Transcribe everything in the data word for word. Pictures are left out.
※ ※ ※
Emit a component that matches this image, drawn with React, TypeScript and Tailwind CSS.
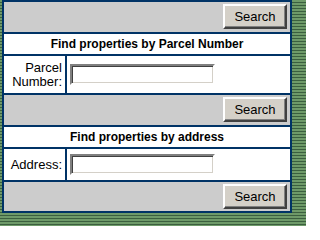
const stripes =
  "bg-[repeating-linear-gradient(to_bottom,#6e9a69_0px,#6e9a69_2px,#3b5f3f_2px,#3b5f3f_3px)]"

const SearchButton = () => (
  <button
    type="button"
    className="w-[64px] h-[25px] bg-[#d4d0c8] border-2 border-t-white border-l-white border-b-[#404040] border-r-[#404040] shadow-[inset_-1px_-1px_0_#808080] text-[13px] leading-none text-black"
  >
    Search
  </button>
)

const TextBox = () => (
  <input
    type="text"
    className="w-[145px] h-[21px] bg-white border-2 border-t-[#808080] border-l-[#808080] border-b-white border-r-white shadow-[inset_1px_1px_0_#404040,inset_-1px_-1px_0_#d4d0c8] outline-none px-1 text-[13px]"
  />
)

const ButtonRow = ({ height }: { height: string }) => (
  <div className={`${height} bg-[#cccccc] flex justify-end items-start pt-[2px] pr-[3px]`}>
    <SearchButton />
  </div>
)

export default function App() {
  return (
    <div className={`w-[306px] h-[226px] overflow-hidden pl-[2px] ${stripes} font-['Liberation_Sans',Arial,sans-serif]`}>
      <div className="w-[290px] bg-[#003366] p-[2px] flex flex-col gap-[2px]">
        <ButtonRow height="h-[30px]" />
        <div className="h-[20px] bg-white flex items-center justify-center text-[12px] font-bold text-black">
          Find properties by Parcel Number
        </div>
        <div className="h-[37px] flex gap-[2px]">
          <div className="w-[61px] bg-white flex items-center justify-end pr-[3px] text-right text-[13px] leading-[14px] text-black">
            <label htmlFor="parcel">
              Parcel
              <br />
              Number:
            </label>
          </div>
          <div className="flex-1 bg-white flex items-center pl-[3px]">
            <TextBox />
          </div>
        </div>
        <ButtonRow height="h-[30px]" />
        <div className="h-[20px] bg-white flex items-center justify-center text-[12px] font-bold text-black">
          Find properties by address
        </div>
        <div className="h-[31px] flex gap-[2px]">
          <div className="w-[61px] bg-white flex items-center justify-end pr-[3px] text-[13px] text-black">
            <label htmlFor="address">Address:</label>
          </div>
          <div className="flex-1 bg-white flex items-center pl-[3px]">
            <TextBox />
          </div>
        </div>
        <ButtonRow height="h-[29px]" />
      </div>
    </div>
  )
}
※ ※ ※
- **Reply**
Emit a component that matches this image, drawn with React, TypeScript and Tailwind CSS.
const stripes =
  "bg-[repeating-linear-gradient(to_bottom,#6e9a69_0px,#6e9a69_2px,#3b5f3f_2px,#3b5f3f_3px)]"

const SearchButton = () => (
  <button
    type="button"
    className="w-[64px] h-[25px] bg-[#d4d0c8] border-2 border-t-white border-l-white border-b-[#404040] border-r-[#404040] shadow-[inset_-1px_-1px_0_#808080] text-[13px] leading-none text-black"
  >
    Search
  </button>
)

const TextBox = () => (
  <input
    type="text"
    className="w-[145px] h-[21px] bg-white border-2 border-t-[#808080] border-l-[#808080] border-b-white border-r-white shadow-[inset_1px_1px_0_#404040,inset_-1px_-1px_0_#d4d0c8] outline-none px-1 text-[13px]"
  />
)

const ButtonRow = ({ height }: { height: string }) => (
  <div className={`${height} bg-[#cccccc] flex justify-end items-start pt-[2px] pr-[3px]`}>
    <SearchButton />
  </div>
)

export default function App() {
  return (
    <div className={`w-[306px] h-[226px] overflow-hidden pl-[2px] ${stripes} font-['Liberation_Sans',Arial,sans-serif]`}>
      <div className="w-[290px] bg-[#003366] p-[2px] flex flex-col gap-[2px]">
        <ButtonRow height="h-[30px]" />
        <div className="h-[20px] bg-white flex items-center justify-center text-[12px] font-bold text-black">
          Find properties by Parcel Number
        </div>
        <div className="h-[37px] flex gap-[2px]">
          <div className="w-[61px] bg-white flex items-center justify-end pr-[3px] text-right text-[13px] leading-[14px] text-black">
            <label htmlFor="parcel">
              Parcel
              <br />
              Number:
            </label>
          </div>
          <div className="flex-1 bg-white flex items-center pl-[3px]">
            <TextBox />
          </div>
        </div>
        <ButtonRow height="h-[30px]" />
        <div className="h-[20px] bg-white flex items-center justify-center text-[12px] font-bold text-black">
          Find properties by address
        </div>
        <div className="h-[31px] flex gap-[2px]">
          <div className="w-[61px] bg-white flex items-center justify-end pr-[3px] text-[13px] text-black">
            <label htmlFor="address">Address:</label>
          </div>
          <div className="flex-1 bg-white flex items-center pl-[3px]">
            <TextBox />
          </div>
        </div>
        <ButtonRow height="h-[29px]" />
      </div>
    </div>
  )
}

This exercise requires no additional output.